REQUIREMENT: Quote the entries word for word. Omit the pictures.

(Stored records)

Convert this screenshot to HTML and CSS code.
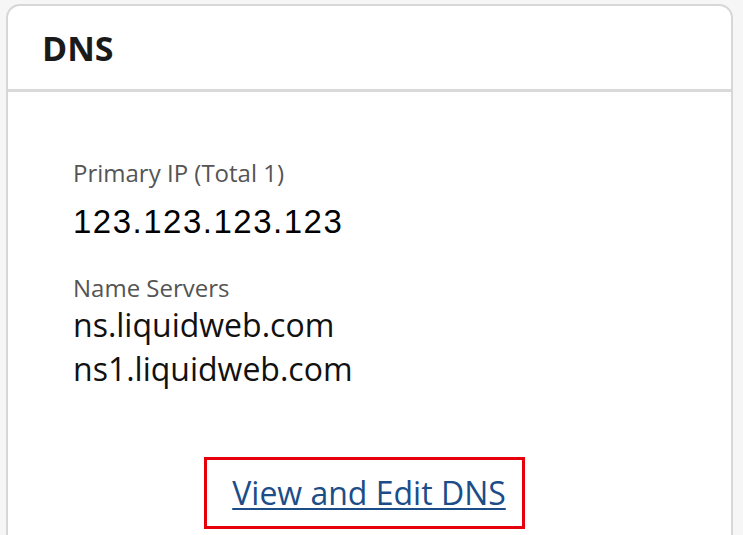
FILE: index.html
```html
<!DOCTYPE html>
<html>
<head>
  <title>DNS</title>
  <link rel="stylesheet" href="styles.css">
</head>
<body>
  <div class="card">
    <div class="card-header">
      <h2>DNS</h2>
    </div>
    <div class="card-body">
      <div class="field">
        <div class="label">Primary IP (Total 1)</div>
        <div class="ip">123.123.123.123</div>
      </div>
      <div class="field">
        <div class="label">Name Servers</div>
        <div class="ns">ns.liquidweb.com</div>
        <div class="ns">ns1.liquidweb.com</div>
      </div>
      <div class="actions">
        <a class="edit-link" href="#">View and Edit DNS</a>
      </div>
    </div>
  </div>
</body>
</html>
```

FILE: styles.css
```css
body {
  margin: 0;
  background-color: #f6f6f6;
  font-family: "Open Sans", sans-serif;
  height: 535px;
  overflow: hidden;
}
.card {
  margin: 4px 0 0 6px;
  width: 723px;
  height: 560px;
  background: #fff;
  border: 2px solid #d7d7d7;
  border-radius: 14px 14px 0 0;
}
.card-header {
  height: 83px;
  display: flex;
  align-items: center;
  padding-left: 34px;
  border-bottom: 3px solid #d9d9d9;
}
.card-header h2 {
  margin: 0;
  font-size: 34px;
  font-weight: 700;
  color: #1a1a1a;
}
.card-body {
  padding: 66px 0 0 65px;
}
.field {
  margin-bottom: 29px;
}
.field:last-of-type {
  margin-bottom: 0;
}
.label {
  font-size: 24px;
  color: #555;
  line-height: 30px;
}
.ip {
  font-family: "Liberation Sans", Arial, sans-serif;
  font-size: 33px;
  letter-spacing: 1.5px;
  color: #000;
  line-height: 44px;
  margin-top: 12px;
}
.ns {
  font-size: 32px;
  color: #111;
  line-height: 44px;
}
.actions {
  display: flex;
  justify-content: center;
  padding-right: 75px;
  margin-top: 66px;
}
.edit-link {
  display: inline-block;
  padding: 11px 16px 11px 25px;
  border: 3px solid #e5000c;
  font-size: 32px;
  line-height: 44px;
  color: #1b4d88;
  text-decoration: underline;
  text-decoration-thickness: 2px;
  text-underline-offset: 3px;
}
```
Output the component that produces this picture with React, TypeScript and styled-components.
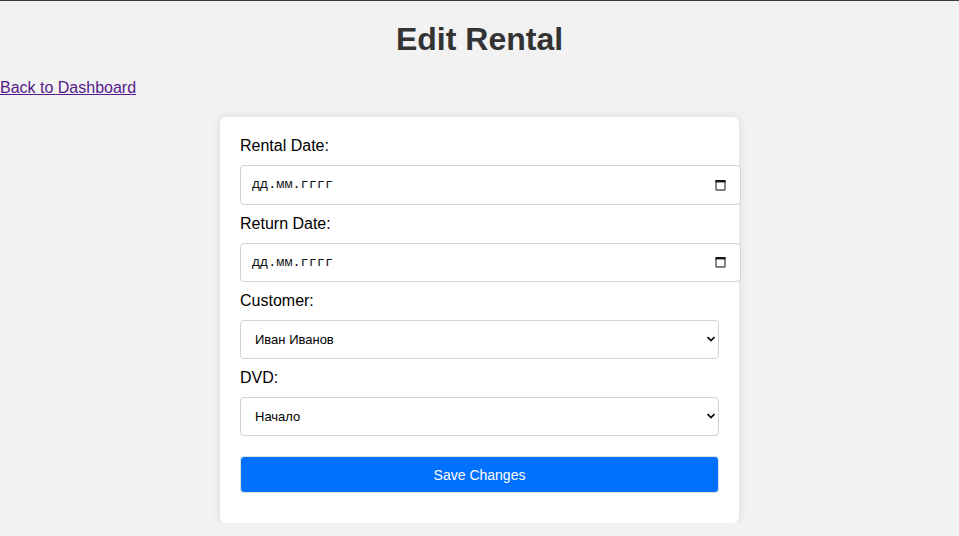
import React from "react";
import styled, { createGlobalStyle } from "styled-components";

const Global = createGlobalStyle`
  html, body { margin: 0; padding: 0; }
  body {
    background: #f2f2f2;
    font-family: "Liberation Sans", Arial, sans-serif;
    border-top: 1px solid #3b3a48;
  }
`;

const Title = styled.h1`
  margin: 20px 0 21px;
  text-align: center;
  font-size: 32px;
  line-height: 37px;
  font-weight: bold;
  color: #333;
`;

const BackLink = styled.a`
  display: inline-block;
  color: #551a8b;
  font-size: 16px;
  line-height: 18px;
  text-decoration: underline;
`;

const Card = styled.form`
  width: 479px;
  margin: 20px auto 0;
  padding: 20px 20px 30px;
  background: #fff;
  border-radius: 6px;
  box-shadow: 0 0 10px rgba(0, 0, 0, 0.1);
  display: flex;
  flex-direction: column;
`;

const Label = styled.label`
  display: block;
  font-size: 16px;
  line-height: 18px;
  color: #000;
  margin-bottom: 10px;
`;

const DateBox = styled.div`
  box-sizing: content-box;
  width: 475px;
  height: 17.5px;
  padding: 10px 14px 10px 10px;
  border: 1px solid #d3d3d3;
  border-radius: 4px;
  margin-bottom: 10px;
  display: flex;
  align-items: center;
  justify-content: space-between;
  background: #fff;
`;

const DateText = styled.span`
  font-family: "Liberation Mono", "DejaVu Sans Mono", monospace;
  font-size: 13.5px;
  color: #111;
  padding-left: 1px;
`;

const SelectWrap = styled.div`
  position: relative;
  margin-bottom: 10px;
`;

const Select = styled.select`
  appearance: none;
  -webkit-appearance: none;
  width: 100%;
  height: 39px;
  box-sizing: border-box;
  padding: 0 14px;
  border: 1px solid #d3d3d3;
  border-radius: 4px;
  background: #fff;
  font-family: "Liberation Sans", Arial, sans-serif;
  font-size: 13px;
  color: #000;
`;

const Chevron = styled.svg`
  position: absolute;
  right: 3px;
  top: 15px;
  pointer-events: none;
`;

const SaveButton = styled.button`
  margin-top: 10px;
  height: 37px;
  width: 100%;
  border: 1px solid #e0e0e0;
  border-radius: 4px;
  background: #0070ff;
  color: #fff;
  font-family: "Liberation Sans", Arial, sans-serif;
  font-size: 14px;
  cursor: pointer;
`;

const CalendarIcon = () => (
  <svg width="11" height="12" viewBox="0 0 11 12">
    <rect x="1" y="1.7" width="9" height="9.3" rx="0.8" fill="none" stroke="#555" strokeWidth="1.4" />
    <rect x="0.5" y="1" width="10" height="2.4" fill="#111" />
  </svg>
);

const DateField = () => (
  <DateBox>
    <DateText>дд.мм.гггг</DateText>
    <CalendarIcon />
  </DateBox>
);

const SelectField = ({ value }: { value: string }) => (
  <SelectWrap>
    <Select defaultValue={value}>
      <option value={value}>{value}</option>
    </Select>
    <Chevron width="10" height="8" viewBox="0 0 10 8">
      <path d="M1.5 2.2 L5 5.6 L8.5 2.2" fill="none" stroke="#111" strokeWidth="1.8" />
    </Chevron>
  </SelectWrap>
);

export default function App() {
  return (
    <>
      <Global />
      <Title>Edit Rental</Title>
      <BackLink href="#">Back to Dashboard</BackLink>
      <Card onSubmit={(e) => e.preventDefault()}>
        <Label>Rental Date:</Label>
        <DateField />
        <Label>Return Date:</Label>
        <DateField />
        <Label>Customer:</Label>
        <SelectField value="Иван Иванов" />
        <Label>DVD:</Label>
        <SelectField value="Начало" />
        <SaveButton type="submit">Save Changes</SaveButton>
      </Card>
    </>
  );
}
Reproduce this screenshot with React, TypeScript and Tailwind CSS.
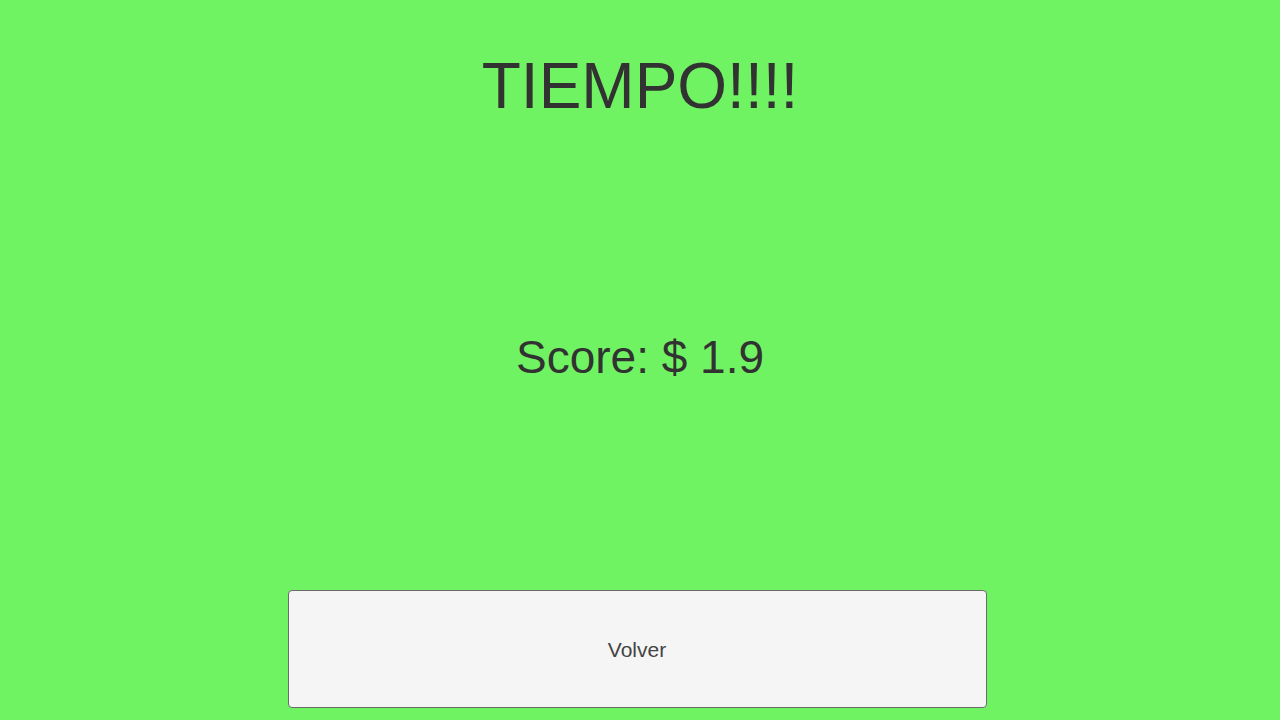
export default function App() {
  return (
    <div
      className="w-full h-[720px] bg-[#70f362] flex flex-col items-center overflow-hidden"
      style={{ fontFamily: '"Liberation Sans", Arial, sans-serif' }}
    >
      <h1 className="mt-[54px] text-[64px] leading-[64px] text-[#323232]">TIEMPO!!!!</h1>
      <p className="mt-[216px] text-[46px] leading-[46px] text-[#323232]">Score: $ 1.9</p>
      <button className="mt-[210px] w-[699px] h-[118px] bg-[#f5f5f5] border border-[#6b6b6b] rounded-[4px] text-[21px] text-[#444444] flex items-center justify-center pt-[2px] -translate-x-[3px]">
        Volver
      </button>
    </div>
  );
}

FINISHED TASK:
Convert this screenshot to HTML and CSS code.
FILE: index.html
```html
<!DOCTYPE html>
<html>
<head>
  <title>DNS</title>
  <link rel="stylesheet" href="styles.css">
</head>
<body>
  <div class="card">
    <div class="card-header">
      <h2>DNS</h2>
    </div>
    <div class="card-body">
      <div class="field">
        <div class="label">Primary IP (Total 1)</div>
        <div class="ip">123.123.123.123</div>
      </div>
      <div class="field">
        <div class="label">Name Servers</div>
        <div class="ns">ns.liquidweb.com</div>
        <div class="ns">ns1.liquidweb.com</div>
      </div>
      <div class="actions">
        <a class="edit-link" href="#">View and Edit DNS</a>
      </div>
    </div>
  </div>
</body>
</html>
```

FILE: styles.css
```css
body {
  margin: 0;
  background-color: #f6f6f6;
  font-family: "Open Sans", sans-serif;
  height: 535px;
  overflow: hidden;
}
.card {
  margin: 4px 0 0 6px;
  width: 723px;
  height: 560px;
  background: #fff;
  border: 2px solid #d7d7d7;
  border-radius: 14px 14px 0 0;
}
.card-header {
  height: 83px;
  display: flex;
  align-items: center;
  padding-left: 34px;
  border-bottom: 3px solid #d9d9d9;
}
.card-header h2 {
  margin: 0;
  font-size: 34px;
  font-weight: 700;
  color: #1a1a1a;
}
.card-body {
  padding: 66px 0 0 65px;
}
.field {
  margin-bottom: 29px;
}
.field:last-of-type {
  margin-bottom: 0;
}
.label {
  font-size: 24px;
  color: #555;
  line-height: 30px;
}
.ip {
  font-family: "Liberation Sans", Arial, sans-serif;
  font-size: 33px;
  letter-spacing: 1.5px;
  color: #000;
  line-height: 44px;
  margin-top: 12px;
}
.ns {
  font-size: 32px;
  color: #111;
  line-height: 44px;
}
.actions {
  display: flex;
  justify-content: center;
  padding-right: 75px;
  margin-top: 66px;
}
.edit-link {
  display: inline-block;
  padding: 11px 16px 11px 25px;
  border: 3px solid #e5000c;
  font-size: 32px;
  line-height: 44px;
  color: #1b4d88;
  text-decoration: underline;
  text-decoration-thickness: 2px;
  text-underline-offset: 3px;
}
```
Output the component that produces this picture with React, TypeScript and styled-components.
import React from "react";
import styled, { createGlobalStyle } from "styled-components";

const Global = createGlobalStyle`
  html, body { margin: 0; padding: 0; }
  body {
    background: #f2f2f2;
    font-family: "Liberation Sans", Arial, sans-serif;
    border-top: 1px solid #3b3a48;
  }
`;

const Title = styled.h1`
  margin: 20px 0 21px;
  text-align: center;
  font-size: 32px;
  line-height: 37px;
  font-weight: bold;
  color: #333;
`;

const BackLink = styled.a`
  display: inline-block;
  color: #551a8b;
  font-size: 16px;
  line-height: 18px;
  text-decoration: underline;
`;

const Card = styled.form`
  width: 479px;
  margin: 20px auto 0;
  padding: 20px 20px 30px;
  background: #fff;
  border-radius: 6px;
  box-shadow: 0 0 10px rgba(0, 0, 0, 0.1);
  display: flex;
  flex-direction: column;
`;

const Label = styled.label`
  display: block;
  font-size: 16px;
  line-height: 18px;
  color: #000;
  margin-bottom: 10px;
`;

const DateBox = styled.div`
  box-sizing: content-box;
  width: 475px;
  height: 17.5px;
  padding: 10px 14px 10px 10px;
  border: 1px solid #d3d3d3;
  border-radius: 4px;
  margin-bottom: 10px;
  display: flex;
  align-items: center;
  justify-content: space-between;
  background: #fff;
`;

const DateText = styled.span`
  font-family: "Liberation Mono", "DejaVu Sans Mono", monospace;
  font-size: 13.5px;
  color: #111;
  padding-left: 1px;
`;

const SelectWrap = styled.div`
  position: relative;
  margin-bottom: 10px;
`;

const Select = styled.select`
  appearance: none;
  -webkit-appearance: none;
  width: 100%;
  height: 39px;
  box-sizing: border-box;
  padding: 0 14px;
  border: 1px solid #d3d3d3;
  border-radius: 4px;
  background: #fff;
  font-family: "Liberation Sans", Arial, sans-serif;
  font-size: 13px;
  color: #000;
`;

const Chevron = styled.svg`
  position: absolute;
  right: 3px;
  top: 15px;
  pointer-events: none;
`;

const SaveButton = styled.button`
  margin-top: 10px;
  height: 37px;
  width: 100%;
  border: 1px solid #e0e0e0;
  border-radius: 4px;
  background: #0070ff;
  color: #fff;
  font-family: "Liberation Sans", Arial, sans-serif;
  font-size: 14px;
  cursor: pointer;
`;

const CalendarIcon = () => (
  <svg width="11" height="12" viewBox="0 0 11 12">
    <rect x="1" y="1.7" width="9" height="9.3" rx="0.8" fill="none" stroke="#555" strokeWidth="1.4" />
    <rect x="0.5" y="1" width="10" height="2.4" fill="#111" />
  </svg>
);

const DateField = () => (
  <DateBox>
    <DateText>дд.мм.гггг</DateText>
    <CalendarIcon />
  </DateBox>
);

const SelectField = ({ value }: { value: string }) => (
  <SelectWrap>
    <Select defaultValue={value}>
      <option value={value}>{value}</option>
    </Select>
    <Chevron width="10" height="8" viewBox="0 0 10 8">
      <path d="M1.5 2.2 L5 5.6 L8.5 2.2" fill="none" stroke="#111" strokeWidth="1.8" />
    </Chevron>
  </SelectWrap>
);

export default function App() {
  return (
    <>
      <Global />
      <Title>Edit Rental</Title>
      <BackLink href="#">Back to Dashboard</BackLink>
      <Card onSubmit={(e) => e.preventDefault()}>
        <Label>Rental Date:</Label>
        <DateField />
        <Label>Return Date:</Label>
        <DateField />
        <Label>Customer:</Label>
        <SelectField value="Иван Иванов" />
        <Label>DVD:</Label>
        <SelectField value="Начало" />
        <SaveButton type="submit">Save Changes</SaveButton>
      </Card>
    </>
  );
}
Reproduce this screenshot with React, TypeScript and Tailwind CSS.
export default function App() {
  return (
    <div
      className="w-full h-[720px] bg-[#70f362] flex flex-col items-center overflow-hidden"
      style={{ fontFamily: '"Liberation Sans", Arial, sans-serif' }}
    >
      <h1 className="mt-[54px] text-[64px] leading-[64px] text-[#323232]">TIEMPO!!!!</h1>
      <p className="mt-[216px] text-[46px] leading-[46px] text-[#323232]">Score: $ 1.9</p>
      <button className="mt-[210px] w-[699px] h-[118px] bg-[#f5f5f5] border border-[#6b6b6b] rounded-[4px] text-[21px] text-[#444444] flex items-center justify-center pt-[2px] -translate-x-[3px]">
        Volver
      </button>
    </div>
  );
}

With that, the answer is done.